>> Start
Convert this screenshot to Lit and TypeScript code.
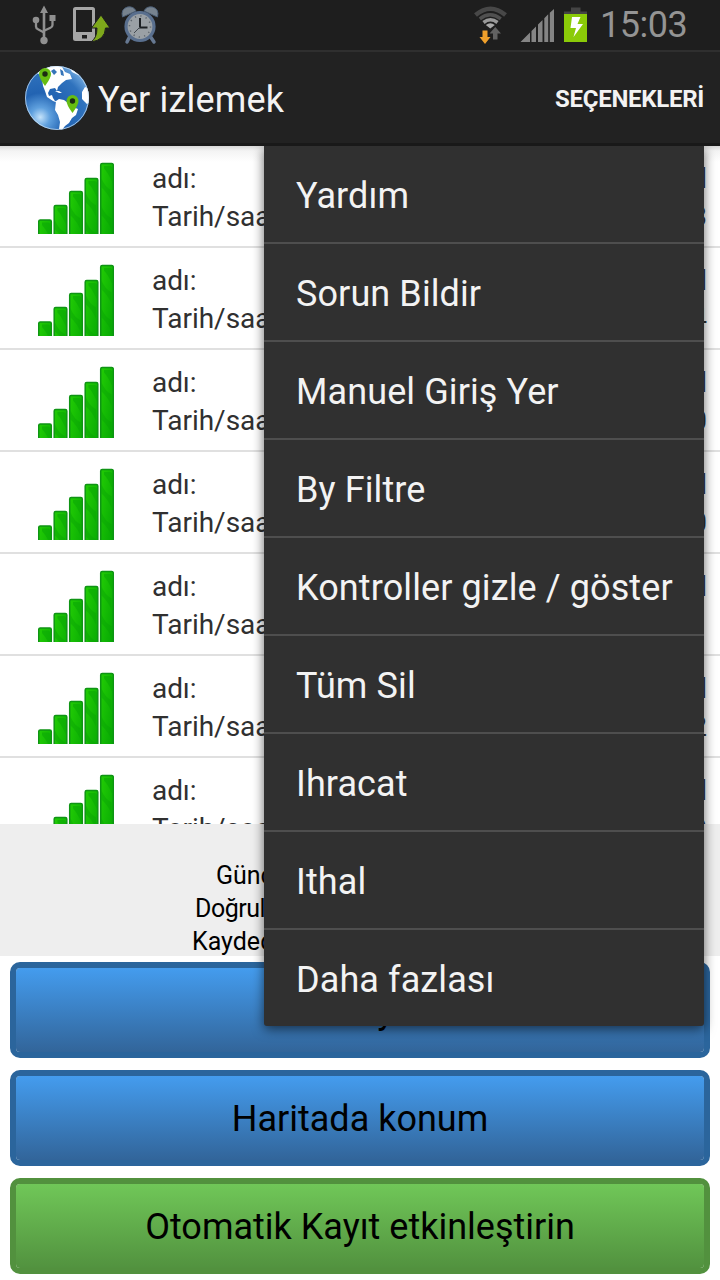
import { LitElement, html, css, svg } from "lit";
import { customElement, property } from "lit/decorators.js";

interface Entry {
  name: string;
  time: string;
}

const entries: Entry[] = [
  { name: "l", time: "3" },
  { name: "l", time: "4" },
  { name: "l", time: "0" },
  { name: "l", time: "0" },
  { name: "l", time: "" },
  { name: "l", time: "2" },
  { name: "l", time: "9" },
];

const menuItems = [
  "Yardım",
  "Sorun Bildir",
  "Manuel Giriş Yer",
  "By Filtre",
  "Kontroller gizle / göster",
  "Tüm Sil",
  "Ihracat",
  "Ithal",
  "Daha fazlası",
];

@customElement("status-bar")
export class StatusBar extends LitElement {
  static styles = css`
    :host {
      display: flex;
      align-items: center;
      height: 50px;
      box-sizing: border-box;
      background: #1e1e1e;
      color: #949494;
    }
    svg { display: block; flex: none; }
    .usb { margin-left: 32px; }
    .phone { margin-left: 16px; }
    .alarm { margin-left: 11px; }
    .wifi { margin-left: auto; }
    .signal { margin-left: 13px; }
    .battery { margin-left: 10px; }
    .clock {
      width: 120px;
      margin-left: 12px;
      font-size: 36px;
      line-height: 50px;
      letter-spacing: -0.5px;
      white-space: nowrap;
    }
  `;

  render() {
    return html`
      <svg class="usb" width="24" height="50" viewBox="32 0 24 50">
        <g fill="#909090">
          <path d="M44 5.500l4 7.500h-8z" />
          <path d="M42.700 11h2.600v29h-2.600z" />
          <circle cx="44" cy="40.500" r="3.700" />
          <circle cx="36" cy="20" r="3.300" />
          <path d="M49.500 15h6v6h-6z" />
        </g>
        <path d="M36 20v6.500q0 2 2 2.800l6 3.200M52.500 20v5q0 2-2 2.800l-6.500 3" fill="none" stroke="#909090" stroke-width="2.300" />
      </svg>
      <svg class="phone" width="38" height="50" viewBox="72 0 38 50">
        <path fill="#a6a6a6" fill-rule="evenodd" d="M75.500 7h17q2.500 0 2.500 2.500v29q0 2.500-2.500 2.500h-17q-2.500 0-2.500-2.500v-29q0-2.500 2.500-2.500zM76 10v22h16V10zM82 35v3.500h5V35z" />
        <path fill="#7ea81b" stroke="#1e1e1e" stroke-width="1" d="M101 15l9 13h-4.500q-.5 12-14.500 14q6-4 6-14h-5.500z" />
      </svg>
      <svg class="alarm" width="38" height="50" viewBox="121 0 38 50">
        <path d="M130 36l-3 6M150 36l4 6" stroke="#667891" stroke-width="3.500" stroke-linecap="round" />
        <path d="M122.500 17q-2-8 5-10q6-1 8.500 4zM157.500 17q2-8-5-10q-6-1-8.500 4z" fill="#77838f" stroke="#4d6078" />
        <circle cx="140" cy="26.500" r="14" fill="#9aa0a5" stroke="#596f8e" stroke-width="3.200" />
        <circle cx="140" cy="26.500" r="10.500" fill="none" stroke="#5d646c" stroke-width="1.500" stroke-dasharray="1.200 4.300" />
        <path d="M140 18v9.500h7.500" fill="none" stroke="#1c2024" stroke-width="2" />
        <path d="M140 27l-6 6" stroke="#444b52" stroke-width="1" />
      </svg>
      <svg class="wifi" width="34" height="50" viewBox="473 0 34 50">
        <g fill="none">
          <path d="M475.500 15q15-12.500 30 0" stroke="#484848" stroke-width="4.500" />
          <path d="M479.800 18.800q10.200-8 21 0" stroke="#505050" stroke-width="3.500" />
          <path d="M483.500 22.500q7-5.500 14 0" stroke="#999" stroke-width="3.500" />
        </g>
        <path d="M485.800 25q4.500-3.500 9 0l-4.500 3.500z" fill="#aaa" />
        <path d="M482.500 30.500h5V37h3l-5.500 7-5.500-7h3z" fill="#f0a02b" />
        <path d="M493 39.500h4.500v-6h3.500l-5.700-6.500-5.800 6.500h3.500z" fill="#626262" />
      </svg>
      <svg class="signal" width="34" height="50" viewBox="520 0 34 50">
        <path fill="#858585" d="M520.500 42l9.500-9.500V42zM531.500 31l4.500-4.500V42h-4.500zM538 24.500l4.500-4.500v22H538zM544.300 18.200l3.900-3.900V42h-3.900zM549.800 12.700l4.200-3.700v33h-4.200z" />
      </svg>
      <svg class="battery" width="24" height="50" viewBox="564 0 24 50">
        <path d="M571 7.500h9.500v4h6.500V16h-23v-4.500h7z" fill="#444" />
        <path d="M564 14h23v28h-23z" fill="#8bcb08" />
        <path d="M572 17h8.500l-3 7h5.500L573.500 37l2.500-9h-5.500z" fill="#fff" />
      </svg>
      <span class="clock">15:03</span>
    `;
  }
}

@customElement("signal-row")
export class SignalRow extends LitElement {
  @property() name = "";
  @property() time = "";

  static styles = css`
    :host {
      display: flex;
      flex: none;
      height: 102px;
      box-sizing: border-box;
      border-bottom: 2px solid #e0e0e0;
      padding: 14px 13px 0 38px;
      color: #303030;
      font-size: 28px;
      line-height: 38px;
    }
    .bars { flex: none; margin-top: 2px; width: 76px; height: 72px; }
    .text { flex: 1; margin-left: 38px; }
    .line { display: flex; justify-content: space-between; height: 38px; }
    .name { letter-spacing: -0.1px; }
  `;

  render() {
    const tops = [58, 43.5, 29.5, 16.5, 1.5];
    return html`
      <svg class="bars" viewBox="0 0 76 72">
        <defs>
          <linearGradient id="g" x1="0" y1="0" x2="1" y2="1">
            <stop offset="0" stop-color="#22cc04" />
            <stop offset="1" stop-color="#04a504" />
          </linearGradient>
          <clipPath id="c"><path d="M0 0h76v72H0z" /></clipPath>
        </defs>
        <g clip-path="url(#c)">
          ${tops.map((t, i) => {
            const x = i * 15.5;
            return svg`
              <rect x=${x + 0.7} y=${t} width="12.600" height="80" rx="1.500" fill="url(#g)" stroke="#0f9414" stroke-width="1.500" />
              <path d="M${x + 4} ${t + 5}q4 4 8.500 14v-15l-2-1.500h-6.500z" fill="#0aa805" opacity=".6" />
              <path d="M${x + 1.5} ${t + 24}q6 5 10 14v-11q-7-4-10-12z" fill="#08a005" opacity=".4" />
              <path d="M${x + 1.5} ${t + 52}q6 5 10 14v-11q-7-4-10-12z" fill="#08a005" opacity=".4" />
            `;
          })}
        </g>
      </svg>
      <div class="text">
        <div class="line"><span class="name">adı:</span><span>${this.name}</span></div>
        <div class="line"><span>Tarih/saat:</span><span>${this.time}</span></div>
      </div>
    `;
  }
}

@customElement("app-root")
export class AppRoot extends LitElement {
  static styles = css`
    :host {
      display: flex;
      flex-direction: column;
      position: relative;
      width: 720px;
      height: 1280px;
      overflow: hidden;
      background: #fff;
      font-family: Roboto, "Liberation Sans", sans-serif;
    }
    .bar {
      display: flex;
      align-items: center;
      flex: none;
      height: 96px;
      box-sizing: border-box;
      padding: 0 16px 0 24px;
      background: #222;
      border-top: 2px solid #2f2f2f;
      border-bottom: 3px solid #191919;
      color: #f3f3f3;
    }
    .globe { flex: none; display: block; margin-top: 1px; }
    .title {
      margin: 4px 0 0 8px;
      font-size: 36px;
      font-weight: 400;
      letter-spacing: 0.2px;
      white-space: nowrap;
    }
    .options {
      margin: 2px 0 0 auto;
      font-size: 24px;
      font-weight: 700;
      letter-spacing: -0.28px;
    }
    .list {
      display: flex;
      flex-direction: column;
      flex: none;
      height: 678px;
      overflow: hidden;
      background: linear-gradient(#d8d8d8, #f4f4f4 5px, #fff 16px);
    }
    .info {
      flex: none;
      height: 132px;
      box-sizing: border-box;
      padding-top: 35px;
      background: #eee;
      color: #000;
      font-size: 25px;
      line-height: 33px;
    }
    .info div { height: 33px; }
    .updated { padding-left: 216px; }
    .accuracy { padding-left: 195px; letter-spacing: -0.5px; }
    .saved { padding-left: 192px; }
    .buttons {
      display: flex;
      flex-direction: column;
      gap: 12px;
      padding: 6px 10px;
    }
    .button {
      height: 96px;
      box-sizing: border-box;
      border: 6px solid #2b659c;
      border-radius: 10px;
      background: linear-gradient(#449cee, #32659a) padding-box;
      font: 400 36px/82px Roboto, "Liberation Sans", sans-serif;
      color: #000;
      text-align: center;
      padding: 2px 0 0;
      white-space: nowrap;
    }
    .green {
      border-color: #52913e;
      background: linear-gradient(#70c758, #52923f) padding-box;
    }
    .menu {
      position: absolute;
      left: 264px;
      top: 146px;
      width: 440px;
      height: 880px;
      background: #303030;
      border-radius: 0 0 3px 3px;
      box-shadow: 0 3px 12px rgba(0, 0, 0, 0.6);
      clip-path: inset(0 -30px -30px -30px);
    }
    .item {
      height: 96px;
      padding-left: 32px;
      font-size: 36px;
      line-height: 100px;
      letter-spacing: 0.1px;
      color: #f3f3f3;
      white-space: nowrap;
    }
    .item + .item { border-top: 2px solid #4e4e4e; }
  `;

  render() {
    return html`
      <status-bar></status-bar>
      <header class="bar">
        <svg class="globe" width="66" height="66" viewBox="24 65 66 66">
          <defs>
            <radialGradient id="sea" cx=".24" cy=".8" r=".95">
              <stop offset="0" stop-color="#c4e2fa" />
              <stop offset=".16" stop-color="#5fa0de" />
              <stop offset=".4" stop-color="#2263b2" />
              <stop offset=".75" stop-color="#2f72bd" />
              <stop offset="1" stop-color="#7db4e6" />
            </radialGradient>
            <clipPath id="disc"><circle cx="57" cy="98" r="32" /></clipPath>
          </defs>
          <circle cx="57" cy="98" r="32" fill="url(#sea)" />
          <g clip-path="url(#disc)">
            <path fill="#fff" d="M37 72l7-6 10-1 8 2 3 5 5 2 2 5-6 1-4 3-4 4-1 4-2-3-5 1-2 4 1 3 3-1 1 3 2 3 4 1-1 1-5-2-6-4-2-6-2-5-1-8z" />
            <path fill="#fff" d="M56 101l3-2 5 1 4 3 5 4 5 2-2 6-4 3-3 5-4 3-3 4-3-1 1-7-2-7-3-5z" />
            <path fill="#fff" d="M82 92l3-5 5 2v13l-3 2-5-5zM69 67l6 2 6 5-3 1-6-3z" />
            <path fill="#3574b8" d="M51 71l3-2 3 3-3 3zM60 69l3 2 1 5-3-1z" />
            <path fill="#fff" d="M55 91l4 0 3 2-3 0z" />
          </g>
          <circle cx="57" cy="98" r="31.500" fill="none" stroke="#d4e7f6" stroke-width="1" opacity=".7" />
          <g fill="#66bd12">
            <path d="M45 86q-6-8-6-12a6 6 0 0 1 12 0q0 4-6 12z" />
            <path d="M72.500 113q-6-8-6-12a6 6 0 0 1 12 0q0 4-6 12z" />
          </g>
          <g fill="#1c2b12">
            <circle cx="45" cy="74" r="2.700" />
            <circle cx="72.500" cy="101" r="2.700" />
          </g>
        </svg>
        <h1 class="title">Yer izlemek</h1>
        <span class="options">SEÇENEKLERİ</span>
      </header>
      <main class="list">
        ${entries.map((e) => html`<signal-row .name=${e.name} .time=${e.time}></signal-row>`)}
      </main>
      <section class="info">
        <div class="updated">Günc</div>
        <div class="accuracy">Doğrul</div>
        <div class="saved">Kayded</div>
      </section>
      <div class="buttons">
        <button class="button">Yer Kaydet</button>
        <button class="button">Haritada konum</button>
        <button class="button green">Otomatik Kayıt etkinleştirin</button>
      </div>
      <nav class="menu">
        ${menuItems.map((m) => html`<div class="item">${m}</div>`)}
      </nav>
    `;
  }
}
>> End
>> Start
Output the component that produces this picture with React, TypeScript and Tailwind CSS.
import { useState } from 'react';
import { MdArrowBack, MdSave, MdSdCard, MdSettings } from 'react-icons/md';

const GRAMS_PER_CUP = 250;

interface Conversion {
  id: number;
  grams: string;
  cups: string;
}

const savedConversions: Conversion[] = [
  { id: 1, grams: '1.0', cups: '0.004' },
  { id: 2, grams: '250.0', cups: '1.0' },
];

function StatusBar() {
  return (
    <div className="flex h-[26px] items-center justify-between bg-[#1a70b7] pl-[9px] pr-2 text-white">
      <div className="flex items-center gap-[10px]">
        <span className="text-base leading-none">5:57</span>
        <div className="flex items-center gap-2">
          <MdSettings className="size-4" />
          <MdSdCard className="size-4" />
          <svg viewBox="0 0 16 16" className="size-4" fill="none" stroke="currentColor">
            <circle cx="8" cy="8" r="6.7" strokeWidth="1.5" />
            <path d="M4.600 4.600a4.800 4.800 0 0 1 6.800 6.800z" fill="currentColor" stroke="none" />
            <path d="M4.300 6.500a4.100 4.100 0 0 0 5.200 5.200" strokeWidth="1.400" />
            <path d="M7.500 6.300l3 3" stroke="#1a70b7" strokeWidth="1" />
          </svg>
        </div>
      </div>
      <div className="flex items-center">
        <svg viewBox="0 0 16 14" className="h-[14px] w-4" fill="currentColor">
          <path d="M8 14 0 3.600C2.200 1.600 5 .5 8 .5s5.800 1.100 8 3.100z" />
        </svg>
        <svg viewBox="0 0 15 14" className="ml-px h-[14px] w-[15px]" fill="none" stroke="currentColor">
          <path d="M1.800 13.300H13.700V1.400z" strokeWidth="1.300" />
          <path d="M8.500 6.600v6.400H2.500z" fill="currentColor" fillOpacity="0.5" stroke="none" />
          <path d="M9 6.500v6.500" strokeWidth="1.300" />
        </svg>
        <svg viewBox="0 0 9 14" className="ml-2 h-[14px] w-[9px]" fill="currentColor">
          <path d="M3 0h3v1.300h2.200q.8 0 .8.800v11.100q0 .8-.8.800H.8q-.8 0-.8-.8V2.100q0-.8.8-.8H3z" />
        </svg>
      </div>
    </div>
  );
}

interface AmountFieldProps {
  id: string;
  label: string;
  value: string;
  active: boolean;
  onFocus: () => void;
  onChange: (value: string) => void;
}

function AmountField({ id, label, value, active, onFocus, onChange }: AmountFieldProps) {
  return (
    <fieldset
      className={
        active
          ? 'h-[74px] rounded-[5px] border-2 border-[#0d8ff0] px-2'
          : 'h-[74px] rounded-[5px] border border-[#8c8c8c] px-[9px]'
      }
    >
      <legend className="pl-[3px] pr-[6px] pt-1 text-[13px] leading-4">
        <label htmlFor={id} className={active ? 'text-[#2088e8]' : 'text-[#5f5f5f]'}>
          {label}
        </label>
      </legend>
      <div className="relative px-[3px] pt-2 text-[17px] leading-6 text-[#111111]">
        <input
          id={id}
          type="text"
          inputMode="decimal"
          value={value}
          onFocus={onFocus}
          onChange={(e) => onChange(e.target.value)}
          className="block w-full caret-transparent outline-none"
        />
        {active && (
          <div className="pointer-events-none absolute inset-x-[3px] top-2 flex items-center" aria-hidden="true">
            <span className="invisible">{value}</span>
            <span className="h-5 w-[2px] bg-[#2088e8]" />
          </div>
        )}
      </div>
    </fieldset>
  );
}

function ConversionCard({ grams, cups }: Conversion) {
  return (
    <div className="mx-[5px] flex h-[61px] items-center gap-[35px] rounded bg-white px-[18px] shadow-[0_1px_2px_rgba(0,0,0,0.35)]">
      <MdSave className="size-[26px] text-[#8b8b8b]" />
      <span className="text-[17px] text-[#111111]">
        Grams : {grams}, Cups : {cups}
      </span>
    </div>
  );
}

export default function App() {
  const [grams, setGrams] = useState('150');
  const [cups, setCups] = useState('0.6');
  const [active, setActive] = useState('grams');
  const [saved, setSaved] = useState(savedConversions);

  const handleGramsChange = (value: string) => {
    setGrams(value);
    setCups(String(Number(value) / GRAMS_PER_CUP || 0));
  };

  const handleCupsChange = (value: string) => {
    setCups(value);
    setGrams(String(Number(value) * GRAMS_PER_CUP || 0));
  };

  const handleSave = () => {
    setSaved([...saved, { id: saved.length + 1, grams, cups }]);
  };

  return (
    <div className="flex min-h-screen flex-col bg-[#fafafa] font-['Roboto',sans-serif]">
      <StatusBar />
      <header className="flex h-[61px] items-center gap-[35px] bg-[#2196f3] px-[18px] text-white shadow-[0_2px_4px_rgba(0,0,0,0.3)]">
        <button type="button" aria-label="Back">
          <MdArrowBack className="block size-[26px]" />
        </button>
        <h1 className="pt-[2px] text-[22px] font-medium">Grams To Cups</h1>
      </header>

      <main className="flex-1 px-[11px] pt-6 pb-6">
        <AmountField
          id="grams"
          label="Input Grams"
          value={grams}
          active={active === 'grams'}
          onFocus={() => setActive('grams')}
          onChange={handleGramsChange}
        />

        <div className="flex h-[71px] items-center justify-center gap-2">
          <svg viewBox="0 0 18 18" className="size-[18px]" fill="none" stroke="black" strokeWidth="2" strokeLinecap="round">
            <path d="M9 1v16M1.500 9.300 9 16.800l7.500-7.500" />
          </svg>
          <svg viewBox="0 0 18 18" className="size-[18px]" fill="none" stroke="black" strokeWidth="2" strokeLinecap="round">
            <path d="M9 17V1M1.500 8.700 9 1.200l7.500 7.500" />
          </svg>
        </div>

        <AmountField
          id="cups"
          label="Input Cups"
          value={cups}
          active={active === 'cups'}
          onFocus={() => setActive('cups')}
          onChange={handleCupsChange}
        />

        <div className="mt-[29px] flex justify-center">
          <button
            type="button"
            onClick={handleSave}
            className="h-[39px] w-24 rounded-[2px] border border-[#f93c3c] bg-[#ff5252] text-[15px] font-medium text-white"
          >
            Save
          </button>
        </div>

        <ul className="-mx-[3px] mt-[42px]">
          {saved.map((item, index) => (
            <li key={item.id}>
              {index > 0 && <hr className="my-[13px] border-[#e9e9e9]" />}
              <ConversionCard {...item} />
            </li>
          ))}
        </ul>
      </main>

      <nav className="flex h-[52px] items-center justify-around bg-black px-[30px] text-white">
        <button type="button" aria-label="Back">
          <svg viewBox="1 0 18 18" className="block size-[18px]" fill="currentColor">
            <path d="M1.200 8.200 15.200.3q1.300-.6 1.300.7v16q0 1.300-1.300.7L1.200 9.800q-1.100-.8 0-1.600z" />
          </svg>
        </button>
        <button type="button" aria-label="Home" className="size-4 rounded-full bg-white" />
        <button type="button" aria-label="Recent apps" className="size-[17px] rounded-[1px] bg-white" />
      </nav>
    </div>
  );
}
>> End
### The task:
Find the lines above that contain the word "this" and collect them.

### Correct response:
Convert this screenshot to Lit and TypeScript code.
        <div class="line"><span class="name">adı:</span><span>${this.name}</span></div>
        <div class="line"><span>Tarih/saat:</span><span>${this.time}</span></div>
Output the component that produces this picture with React, TypeScript and Tailwind CSS.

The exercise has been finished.